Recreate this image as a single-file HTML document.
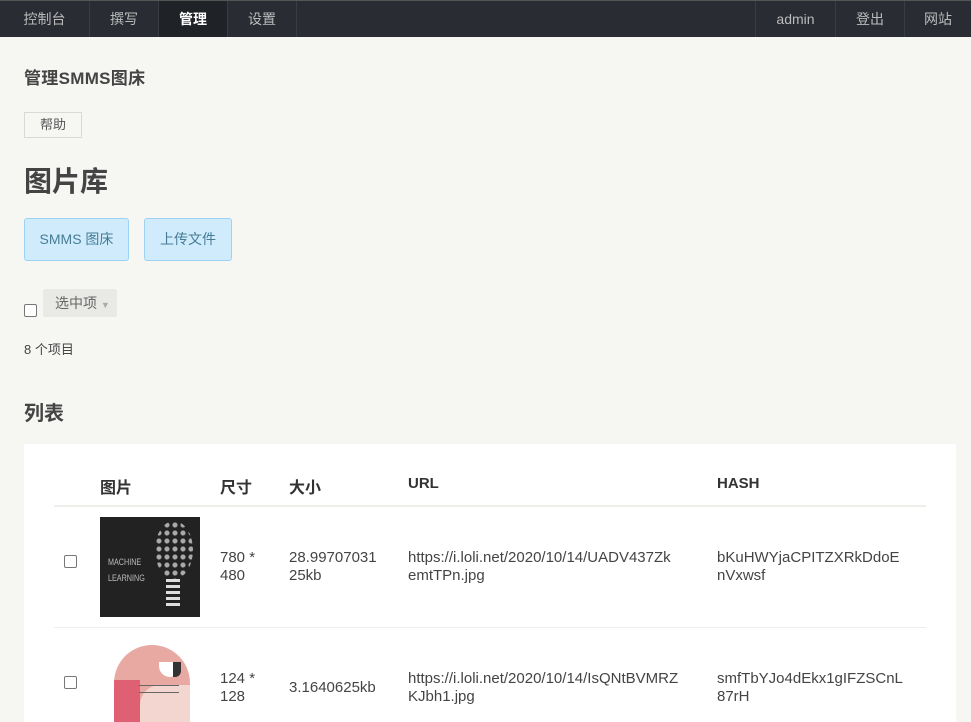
<!DOCTYPE html>
<html><head><meta charset="utf-8"><style>
*{box-sizing:border-box}
body{margin:0;width:971px;height:722px;overflow:hidden;background:#f6f6f3;font-family:"Liberation Sans","Noto Sans CJK SC",sans-serif;color:#444;font-size:14px}
.nav{height:37px;background:#292d33;border-top:1px solid #555;position:relative}
.nav a{position:absolute;top:0;height:36px;line-height:36px;color:#bbb;text-align:center;border-right:1px solid #383d45;font-size:14px}
.nav a.r{border-right:none;border-left:1px solid #383d45}
.nav a.on{background:#1f2226;color:#fff;font-weight:bold}
.abs{position:absolute}
.btn{position:absolute;background:#d0ecfc;border:1px solid #9dd3f2;border-radius:3px;color:#467b96;text-align:center;font-size:14px}
.tb{position:absolute;left:24px;top:444px;width:932px;height:278px;background:#fff}
.cb{position:absolute;width:13px;height:13px;border:1px solid #777;border-radius:2px;background:#fff}
.t{position:absolute;font-size:15px;line-height:18px;color:#444}
.h{position:absolute;font-weight:bold;font-size:16px;color:#333}
</style></head><body>
<div class="nav">
<a style="left:0;width:90px">控制台</a>
<a style="left:90px;width:69px">撰写</a>
<a class="on" style="left:159px;width:69px">管理</a>
<a style="left:228px;width:69px">设置</a>
<a class="r" style="left:755px;width:80px">admin</a>
<a class="r" style="left:835px;width:69px">登出</a>
<a class="r" style="left:904px;width:67px">网站</a>
</div>
<div class="abs" style="left:24px;top:64px;font-size:17px;font-weight:bold;color:#444;letter-spacing:.3px">管理SMMS图床</div>
<div class="abs" style="left:24px;top:112px;width:58px;height:26px;border:1px solid #d9d9d6;background:#f6f6f3;font-size:13px;line-height:24px;text-align:center;color:#555">帮助</div>
<div class="abs" style="left:24px;top:160px;font-size:28px;font-weight:bold;color:#444">图片库</div>
<div class="btn" style="left:24px;top:218px;width:105px;height:43px;line-height:41px">SMMS 图床</div>
<div class="btn" style="left:144px;top:218px;width:88px;height:43px;line-height:41px">上传文件</div>
<div class="cb" style="left:24px;top:304px"></div>
<div class="abs" style="left:43px;top:289px;width:74px;height:28px;background:#e9e9e6;border-radius:2px;line-height:28px;padding-left:12px;color:#666;font-size:14px">选中项 <span style="font-size:9px;color:#aaa">▼</span></div>
<div class="abs" style="left:24px;top:339px;font-size:13px;color:#444">8 个项目</div>
<div class="abs" style="left:24px;top:397px;font-size:20px;font-weight:bold;color:#444">列表</div>
<div class="tb"></div>
<div class="h" style="left:100px;top:474px">图片</div>
<div class="h" style="left:220px;top:474px">尺寸</div>
<div class="h" style="left:289px;top:474px">大小</div>
<div class="h" style="left:408px;top:475px;font-size:15px">URL</div>
<div class="h" style="left:717px;top:475px;font-size:15px">HASH</div>
<div class="abs" style="left:54px;top:505px;width:872px;height:2px;background:#eeeeea"></div>
<div class="cb" style="left:64px;top:555px"></div>
<div class="abs" style="left:100px;top:517px;width:100px;height:100px;background:#222">
<div class="abs" style="left:8px;top:37px;color:#bbb;font-size:9px;line-height:16px;transform:scaleX(.8);transform-origin:left">MACHINE<br>LEARNING</div>
<div class="abs" style="left:55px;top:4px;width:38px;height:58px;border-radius:50%;background:radial-gradient(circle,#aaa 2px,transparent 3px) 0 0/8px 8px"></div>
<div class="abs" style="left:66px;top:62px;width:14px;height:28px;background:repeating-linear-gradient(#ddd 0 3px,#222 3px 6px)"></div>
</div>
<div class="t" style="left:220px;top:549px">780 *<br>480</div>
<div class="t" style="left:289px;top:549px">28.99707031<br>25kb</div>
<div class="t" style="left:408px;top:549px">https://i.loli.net/2020/10/14/UADV437Zk<br>emtTPn.jpg</div>
<div class="t" style="left:717px;top:549px">bKuHWYjaCPITZXRkDdoE<br>nVxwsf</div>
<div class="abs" style="left:54px;top:627px;width:872px;height:1px;background:#eeeeea"></div>
<div class="cb" style="left:64px;top:676px"></div>
<div class="abs" style="left:114px;top:645px;width:76px;height:77px;border-radius:38px 38px 0 0;background:#e8a9a3;overflow:hidden">
<div class="abs" style="left:0;top:35px;width:26px;height:50px;background:#e06073"></div>
<div class="abs" style="left:26px;top:40px;width:50px;height:40px;background:#f3d6d0;border-radius:20px 0 0 0"></div>
<div class="abs" style="left:45px;top:17px;width:22px;height:15px;background:#fff;border-radius:0 0 11px 11px"></div>
<div class="abs" style="left:59px;top:17px;width:8px;height:15px;background:#333;border-radius:0 0 6px 0"></div>
<div class="abs" style="left:25px;top:40px;width:40px;height:8px;border-top:1px solid #666;border-bottom:1px solid #666"></div>
</div>
<div class="t" style="left:220px;top:670px">124 *<br>128</div>
<div class="t" style="left:289px;top:679px">3.1640625kb</div>
<div class="t" style="left:408px;top:670px">https://i.loli.net/2020/10/14/IsQNtBVMRZ<br>KJbh1.jpg</div>
<div class="t" style="left:717px;top:670px">smfTbYJo4dEkx1gIFZSCnL<br>87rH</div>
</body></html>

* TASK STATEMENT:
Restate the data above word for word. Skip every picture.

* RESPONSE TO THIS TASK:
Recreate this image as a single-file HTML document.
<!DOCTYPE html>
<html><head><meta charset="utf-8"><style>
*{box-sizing:border-box}
body{margin:0;width:971px;height:722px;overflow:hidden;background:#f6f6f3;font-family:"Liberation Sans","Noto Sans CJK SC",sans-serif;color:#444;font-size:14px}
.nav{height:37px;background:#292d33;border-top:1px solid #555;position:relative}
.nav a{position:absolute;top:0;height:36px;line-height:36px;color:#bbb;text-align:center;border-right:1px solid #383d45;font-size:14px}
.nav a.r{border-right:none;border-left:1px solid #383d45}
.nav a.on{background:#1f2226;color:#fff;font-weight:bold}
.abs{position:absolute}
.btn{position:absolute;background:#d0ecfc;border:1px solid #9dd3f2;border-radius:3px;color:#467b96;text-align:center;font-size:14px}
.tb{position:absolute;left:24px;top:444px;width:932px;height:278px;background:#fff}
.cb{position:absolute;width:13px;height:13px;border:1px solid #777;border-radius:2px;background:#fff}
.t{position:absolute;font-size:15px;line-height:18px;color:#444}
.h{position:absolute;font-weight:bold;font-size:16px;color:#333}
</style></head><body>
<div class="nav">
<a style="left:0;width:90px">控制台</a>
<a style="left:90px;width:69px">撰写</a>
<a class="on" style="left:159px;width:69px">管理</a>
<a style="left:228px;width:69px">设置</a>
<a class="r" style="left:755px;width:80px">admin</a>
<a class="r" style="left:835px;width:69px">登出</a>
<a class="r" style="left:904px;width:67px">网站</a>
</div>
<div class="abs" style="left:24px;top:64px;font-size:17px;font-weight:bold;color:#444;letter-spacing:.3px">管理SMMS图床</div>
<div class="abs" style="left:24px;top:112px;width:58px;height:26px;border:1px solid #d9d9d6;background:#f6f6f3;font-size:13px;line-height:24px;text-align:center;color:#555">帮助</div>
<div class="abs" style="left:24px;top:160px;font-size:28px;font-weight:bold;color:#444">图片库</div>
<div class="btn" style="left:24px;top:218px;width:105px;height:43px;line-height:41px">SMMS 图床</div>
<div class="btn" style="left:144px;top:218px;width:88px;height:43px;line-height:41px">上传文件</div>
<div class="cb" style="left:24px;top:304px"></div>
<div class="abs" style="left:43px;top:289px;width:74px;height:28px;background:#e9e9e6;border-radius:2px;line-height:28px;padding-left:12px;color:#666;font-size:14px">选中项 <span style="font-size:9px;color:#aaa">▼</span></div>
<div class="abs" style="left:24px;top:339px;font-size:13px;color:#444">8 个项目</div>
<div class="abs" style="left:24px;top:397px;font-size:20px;font-weight:bold;color:#444">列表</div>
<div class="tb"></div>
<div class="h" style="left:100px;top:474px">图片</div>
<div class="h" style="left:220px;top:474px">尺寸</div>
<div class="h" style="left:289px;top:474px">大小</div>
<div class="h" style="left:408px;top:475px;font-size:15px">URL</div>
<div class="h" style="left:717px;top:475px;font-size:15px">HASH</div>
<div class="abs" style="left:54px;top:505px;width:872px;height:2px;background:#eeeeea"></div>
<div class="cb" style="left:64px;top:555px"></div>
<div class="abs" style="left:100px;top:517px;width:100px;height:100px;background:#222">
<div class="abs" style="left:8px;top:37px;color:#bbb;font-size:9px;line-height:16px;transform:scaleX(.8);transform-origin:left">MACHINE<br>LEARNING</div>
<div class="abs" style="left:55px;top:4px;width:38px;height:58px;border-radius:50%;background:radial-gradient(circle,#aaa 2px,transparent 3px) 0 0/8px 8px"></div>
<div class="abs" style="left:66px;top:62px;width:14px;height:28px;background:repeating-linear-gradient(#ddd 0 3px,#222 3px 6px)"></div>
</div>
<div class="t" style="left:220px;top:549px">780 *<br>480</div>
<div class="t" style="left:289px;top:549px">28.99707031<br>25kb</div>
<div class="t" style="left:408px;top:549px">https://i.loli.net/2020/10/14/UADV437Zk<br>emtTPn.jpg</div>
<div class="t" style="left:717px;top:549px">bKuHWYjaCPITZXRkDdoE<br>nVxwsf</div>
<div class="abs" style="left:54px;top:627px;width:872px;height:1px;background:#eeeeea"></div>
<div class="cb" style="left:64px;top:676px"></div>
<div class="abs" style="left:114px;top:645px;width:76px;height:77px;border-radius:38px 38px 0 0;background:#e8a9a3;overflow:hidden">
<div class="abs" style="left:0;top:35px;width:26px;height:50px;background:#e06073"></div>
<div class="abs" style="left:26px;top:40px;width:50px;height:40px;background:#f3d6d0;border-radius:20px 0 0 0"></div>
<div class="abs" style="left:45px;top:17px;width:22px;height:15px;background:#fff;border-radius:0 0 11px 11px"></div>
<div class="abs" style="left:59px;top:17px;width:8px;height:15px;background:#333;border-radius:0 0 6px 0"></div>
<div class="abs" style="left:25px;top:40px;width:40px;height:8px;border-top:1px solid #666;border-bottom:1px solid #666"></div>
</div>
<div class="t" style="left:220px;top:670px">124 *<br>128</div>
<div class="t" style="left:289px;top:679px">3.1640625kb</div>
<div class="t" style="left:408px;top:670px">https://i.loli.net/2020/10/14/IsQNtBVMRZ<br>KJbh1.jpg</div>
<div class="t" style="left:717px;top:670px">smfTbYJo4dEkx1gIFZSCnL<br>87rH</div>
</body></html>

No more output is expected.